Eski teknolojinin kullanıldığı zamanlarda çalışmayı çok sevdiğini, şimdiki teknoloji ile fazla iş üretmelerine rağmen keyifle çalışamadığını belirten Haznedar, şunları anlattı:
"Eskiden günde 10 parça iş basabilirdik ve çok büyük keyifle çalışırdık. O zamanki dostluklar gibi yaptığımız iş de çok keyif verirdi. Şimdi 30 parça iş basıyoruz, üretimimiz arttı ama hiç zevk alamıyorum. Elimiz, yüzümüz boya içinde kalırdı ama yine de çok severdik. Matbaaların kendine has bir kokusu vardır. Bu kokuyu uzun süre alamayınca özlüyorum. Mesela buranın sesi size çok yüksek gelebilir ama bizim için adeta şarkı gibi. Bu ses susarsa iş olmaz, bu da kayıp demektir. Ses her zaman olsun ki ekmek kazanalım."
- "Ben işten korkmam, iş benden korksun"
Haznedar, "Burada artık bir aile olduk, ben kendi ailemden çok burada zaman geçiriyorum. Hatta günde 2-3 saat uyuyup tekrar işe geldiğim çok zaman oldu. Bu işinizi önemsediğinizi ve ekmek yediğiniz yere karşı sorumluluğunuzun olduğunu gösterir. Her zaman demişimdir; ben işten korkmam, iş benden korksun" şeklinde konuştu.
Aynı yerde uzun yıllar çalışmanın aslında zor olmadığını belirten Haznedar, bir iş yerinde 50 sene çalışmak için önce huzurlu olması gerektiğinin altını çizdi.
Cemalettin Haznedar, "İş yerine gelirken adeta koşarak gelmelisiniz. İşinizi önemser ve sahiplenirseniz hem zevk alırsınız hem de başarılı olursunuz. Ben kendi çocuklarıma da, çalışmaya geldikleri andan itibaren o iş yeri kendilerine aitmiş gibi davranmalarını öğütlüyorum." dedi.
Paragöz olmanın bir fayda sağlamayacağını, şimdi az gibi görünen kazançların gün geçtikçe değer kazanacağını, kanaatkar olmanın önemini vurgulayan Haznedar, çocuklarını da bu prensiple büyütmeye çalıştığını aktardı.
- "Dışarıdan birçok teklif aldım"
Cemalettin Haznedar, kendisine gelen tekliflerin tamamını elinin tersiyle çevirdiğini, içlerinde çok cazip olanlarının bulunduğunu dile getirerek, ekmek yediği yere asla ihanet etmeyeceğini, burada çalışmaktan ve bu aileden çok memnun olduğunu söyledi.
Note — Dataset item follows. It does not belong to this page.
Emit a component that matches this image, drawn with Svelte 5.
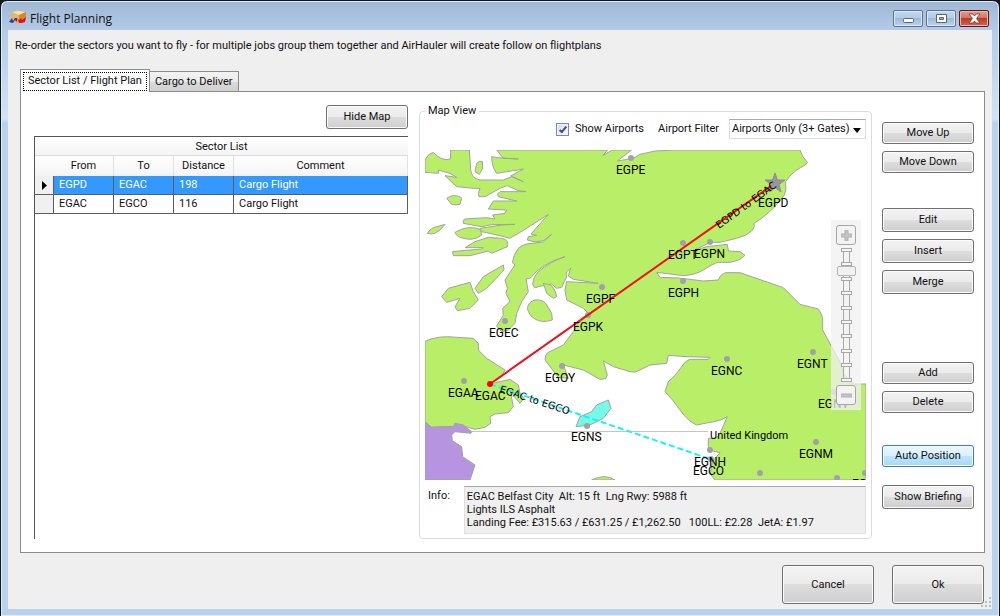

Tüm matbaanın sorumluluğunu almanın kolay iş olmadığını belirten Haznedar, "Beni bağrına basan bu iş yerine karşı her şeyden önce bir gönül borcum var. Bu yüzden de teklifler ne kadar cazip olursa olsun gitmeyi hiç düşünmedim. Sorumluluğumun bilincindeyim, bundan sonra da her zamanki özverimle çalışmaya devam edeceğim." ifadelerini kullandı.
Haznedar'ın 49 yıllık mesai arkadaşı Ali Kantar da tasada, kıvançta hep beraber olduklarını ifade ederek, "Cemal Usta'yı geldiğimden beri tanıyorum. İyi bir aile dostudur. Ailece beraberliğimiz o yıllardan bugüne kadar istikrarla sürdü. Bundan sonra da tıpkı bundan önceki zamanlardaki gibi huzurla çalışacağımızı düşünüyorum." dedi.
Sait Haznedar ise babasıyla gurur duyduğunu belirterek, "Babamı küçükken iş yerine gelip izlerdim. Onun işine olan aşkına hayranlıkla bakardım. Bana da aynı çatı altında çalışmak nasip oldu. Babamın verdiği 50 senelik emek gibi ben de 50 seneyi devirmek ve buradan emekli olmak istiyorum." şeklinde konuştu.